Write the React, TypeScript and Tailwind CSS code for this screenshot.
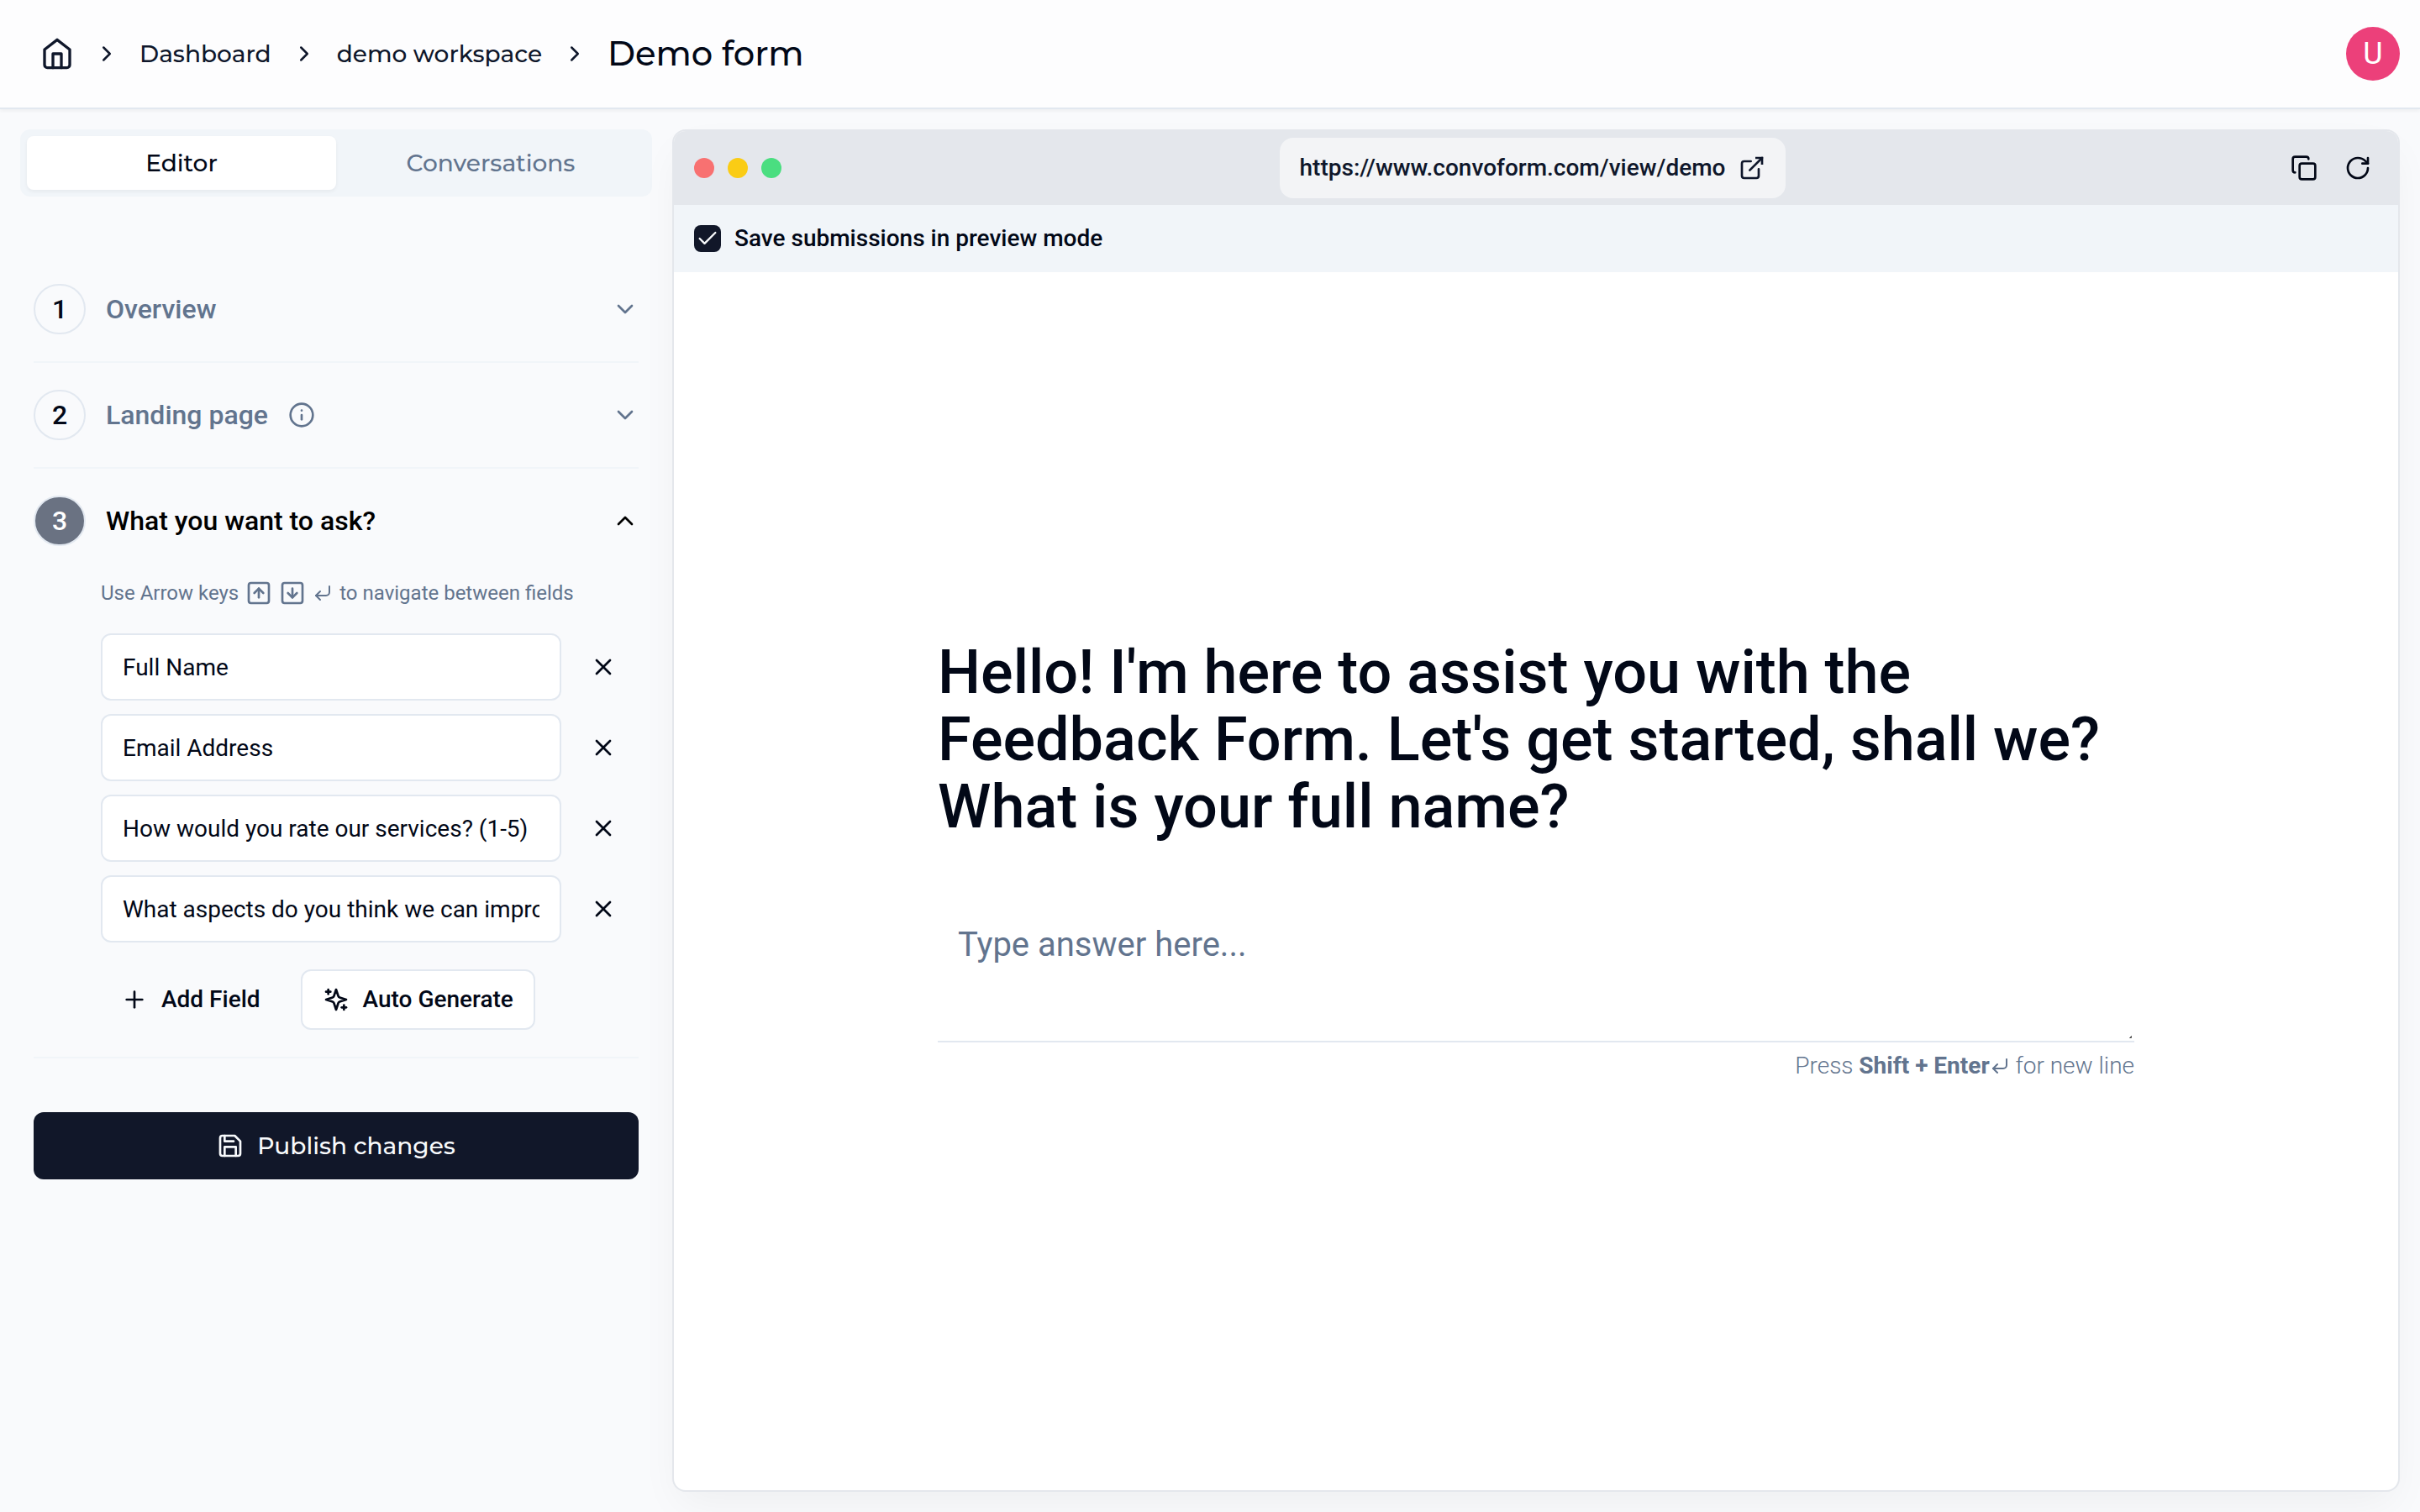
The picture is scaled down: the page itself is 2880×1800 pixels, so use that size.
import React, { useState } from "react";
import {
  ChevronDown,
  ChevronRight,
  ChevronUp,
  Check,
  Copy,
  CornerDownLeft,
  Info,
  Plus,
  RotateCw,
  SquareArrowDown,
  SquareArrowUp,
  X,
} from "lucide-react";

const display = "font-[Montserrat,Inter,sans-serif]";

function HomeIcon() {
  return (
    <svg viewBox="0 0 24 24" className="size-10" fill="none" stroke="currentColor" strokeWidth="2" strokeLinecap="round" strokeLinejoin="round" aria-hidden="true">
      <path d="m3 9 9-7 9 7v11a2 2 0 0 1-2 2H5a2 2 0 0 1-2-2z" />
      <polyline points="9 22 9 12 15 12 15 22" />
    </svg>
  );
}

function SparklesIcon() {
  return (
    <svg viewBox="0 0 24 24" className="size-8" fill="none" stroke="currentColor" strokeWidth="2" strokeLinecap="round" strokeLinejoin="round" aria-hidden="true">
      <path d="m12 3-1.912 5.813a2 2 0 0 1-1.275 1.275L3 12l5.813 1.912a2 2 0 0 1 1.275 1.275L12 21l1.912-5.813a2 2 0 0 1 1.275-1.275L21 12l-5.813-1.912a2 2 0 0 1-1.275-1.275L12 3Z" />
      <path d="M5 3v4" />
      <path d="M19 17v4" />
      <path d="M3 5h4" />
      <path d="M17 19h4" />
    </svg>
  );
}

function SaveIcon() {
  return (
    <svg viewBox="0 0 24 24" className="size-8" fill="none" stroke="currentColor" strokeWidth="2" strokeLinecap="round" strokeLinejoin="round" aria-hidden="true">
      <path d="M19 21H5a2 2 0 0 1-2-2V5a2 2 0 0 1 2-2h11l5 5v11a2 2 0 0 1-2 2z" />
      <polyline points="17 21 17 13 7 13 7 21" />
      <polyline points="7 3 7 8 15 8" />
    </svg>
  );
}

function OpenIcon() {
  return (
    <svg viewBox="0 0 24 24" className="size-8" fill="none" stroke="currentColor" strokeWidth="2" aria-hidden="true">
      <path d="M18 13v6a2 2 0 0 1-2 2H5a2 2 0 0 1-2-2V8a2 2 0 0 1 2-2h6" strokeLinecap="round" />
      <polyline points="15 3 21 3 21 9" />
      <path d="M10 14 21 3" strokeLinecap="round" />
    </svg>
  );
}

function Header() {
  return (
    <header className="relative flex h-[130px] shrink-0 items-center justify-between border-b-2 border-slate-200 bg-[#fdfdfe] pr-6 pl-12 shadow-[0_2px_4px_rgba(0,0,0,0.05)]">
      <nav aria-label="Breadcrumb" className={`flex items-center gap-6 text-[28px] leading-10 font-medium text-slate-900 ${display}`}>
        <a href="#home" aria-label="Home"><HomeIcon /></a>
        <ChevronRight className="size-[30px]" />
        <a href="#dashboard">Dashboard</a>
        <ChevronRight className="size-[30px]" />
        <a href="#workspace">demo workspace</a>
        <ChevronRight className="size-[30px]" />
        <h1 className="text-[40px] leading-14 text-[#020817]">Demo form</h1>
      </nav>
      <button aria-label="Account" className="flex size-16 items-center justify-center rounded-full bg-[#ec407a] text-[36px] leading-10 text-white">U</button>
    </header>
  );
}

function Step({ number, title, open, info, children }: { number: number; title: string; open?: boolean; info?: boolean; children?: React.ReactNode }) {
  return (
    <section className="border-b-2 border-slate-100">
      <button aria-expanded={!!open} className={`flex h-[124px] w-full items-center text-[32px] leading-12 font-medium ${open ? "text-black" : "text-slate-500"}`}>
        <span className={`mr-6 flex h-[60px] w-[62px] items-center justify-center rounded-full border-2 border-slate-200 ${open ? "bg-gray-500 text-white" : "text-[#020817]"}`}>{number}</span>
        <span>{title}</span>
        {info && <Info className="ml-6 size-8" />}
        <span className="flex-1" />
        {open ? <ChevronUp className="size-8" /> : <ChevronDown className="size-8" />}
      </button>
      {children}
    </section>
  );
}

function Editor() {
  const [fields, setFields] = useState([
    "Full Name",
    "Email Address",
    "How would you rate our services? (1-5)",
    "What aspects do you think we can improve?",
  ]);
  return (
    <aside className="w-[800px] shrink-0 px-6">
      <div role="tablist" className={`grid h-20 grid-cols-2 rounded-xl bg-slate-100 p-2 text-[28px] leading-10 font-medium ${display}`}>
        <button role="tab" aria-selected="true" className="rounded-lg bg-white text-[#020817] shadow-[0_2px_4px_rgba(0,0,0,0.05)]">Editor</button>
        <button role="tab" aria-selected="false" className="text-slate-500">Conversations</button>
      </div>
      <div className="px-4 pt-[72px]">
        <Step number={1} title="Overview" />
        <Step number={2} title="Landing page" info />
        <Step number={3} title="What you want to ask?" open>
          <div className="pb-8 pl-20">
            <p className="flex h-12 items-center gap-2 text-[24px] leading-8 text-slate-500">
              Use Arrow keys
              <SquareArrowUp className="size-8" />
              <SquareArrowDown className="size-8" />
              <CornerDownLeft className="size-6" />
              to navigate between fields
            </p>
            <ul className="flex flex-col gap-4 pt-6">
              {fields.map((value, i) => (
                <li key={i} className="flex gap-4 pr-2">
                  <input
                    aria-label={`Field ${i + 1}`}
                    value={value}
                    onChange={(e) => setFields(fields.map((f, j) => (j === i ? e.target.value : f)))}
                    className="h-20 min-w-0 flex-1 rounded-xl border-2 border-slate-200 bg-white px-6 text-[28px] leading-10 text-[#020817]"
                  />
                  <button aria-label={`Remove field ${i + 1}`} className="flex w-[68px] items-center justify-center text-[#020817]"><X className="size-8" /></button>
                </li>
              ))}
            </ul>
            <div className="flex gap-6 pt-8 text-[28px] leading-10 font-medium text-[#020817]">
              <button className="flex h-[72px] items-center gap-4 px-6"><Plus className="size-8" />Add Field</button>
              <button className="flex h-[72px] items-center gap-4 rounded-xl border-2 border-slate-200 bg-white px-6"><SparklesIcon />Auto Generate</button>
            </div>
          </div>
        </Step>
        <button className={`mt-16 flex h-20 w-full items-center justify-center gap-4 rounded-xl bg-[#111729] text-[28px] leading-10 font-medium text-slate-50 ${display}`}>
          <SaveIcon />
          Publish changes
        </button>
      </div>
    </aside>
  );
}

function Preview() {
  return (
    <main className="mr-6 mb-6 flex min-w-0 flex-1 flex-col overflow-hidden rounded-2xl border-2 border-[#e4e7ec] bg-white shadow-[0_20px_50px_-8px_rgba(0,0,0,0.05)]">
      <div className="flex h-[88px] shrink-0 items-center justify-between bg-[#e4e7ec] px-6">
        <div className="flex gap-4">
          <span className="size-6 rounded-full bg-[#f87171]" />
          <span className="size-6 rounded-full bg-[#facc15]" />
          <span className="size-6 rounded-full bg-[#4ade80]" />
        </div>
        <a href="#view" className="flex h-[72px] items-center gap-4 rounded-2xl bg-gray-100 px-6 text-[28px] leading-10 font-medium text-slate-900">
          https://www.convoform.com/view/demo
          <OpenIcon />
        </a>
        <div className="flex gap-4 text-[#020817]">
          <button aria-label="Copy link" className="p-2"><Copy className="size-8" /></button>
          <button aria-label="Reload" className="p-2"><RotateCw className="size-8" /></button>
        </div>
      </div>
      <div className="flex h-20 shrink-0 items-center bg-slate-100 px-6">
        <label className="flex items-center gap-4 text-[28px] leading-8 font-medium text-[#020817]">
          <span className="grid size-8">
            <input type="checkbox" defaultChecked className="col-start-1 row-start-1 size-8 appearance-none rounded-lg bg-[#111729]" />
            <Check className="pointer-events-none col-start-1 row-start-1 size-7 place-self-center text-slate-50" />
          </span>
          Save submissions in preview mode
        </label>
      </div>
      <div className="flex flex-1 flex-col justify-center px-24">
        <div className="mx-auto w-full max-w-[1424px]">
          <label htmlFor="answer" className="block text-[72px] leading-20 font-medium text-[#020817]">
            Hello! I'm here to assist you with the Feedback Form. Let's get started, shall we? What is your full name?
          </label>
          <div className="relative mt-20">
            <textarea id="answer" placeholder="Type answer here..." className="block h-40 w-full resize-none border-b-2 border-slate-200 px-6 py-4 text-[40px] leading-14 placeholder:text-slate-500" />
            <svg viewBox="0 0 4 4" className="absolute right-0.5 bottom-1 size-1" aria-hidden="true"><path d="M.5 2.5 2.5.5v2z" fill="#555" stroke="#555" /></svg>
          </div>
          <p className="flex items-center justify-end pt-2 pb-12 text-[28px] leading-10 font-light whitespace-pre text-slate-500">
            Press <b className="font-bold">Shift + Enter</b><CornerDownLeft className="size-6" /> for new line
          </p>
        </div>
      </div>
    </main>
  );
}

export default function App() {
  return (
    <div className="flex min-h-screen flex-col bg-[#f9fafc] font-[Roboto,sans-serif]">
      <Header />
      <div className="flex flex-1 pt-6">
        <Editor />
        <Preview />
      </div>
    </div>
  );
}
# # # #
Write only the number of lines that include "page".

- _EXERCISE RESPONSE_
2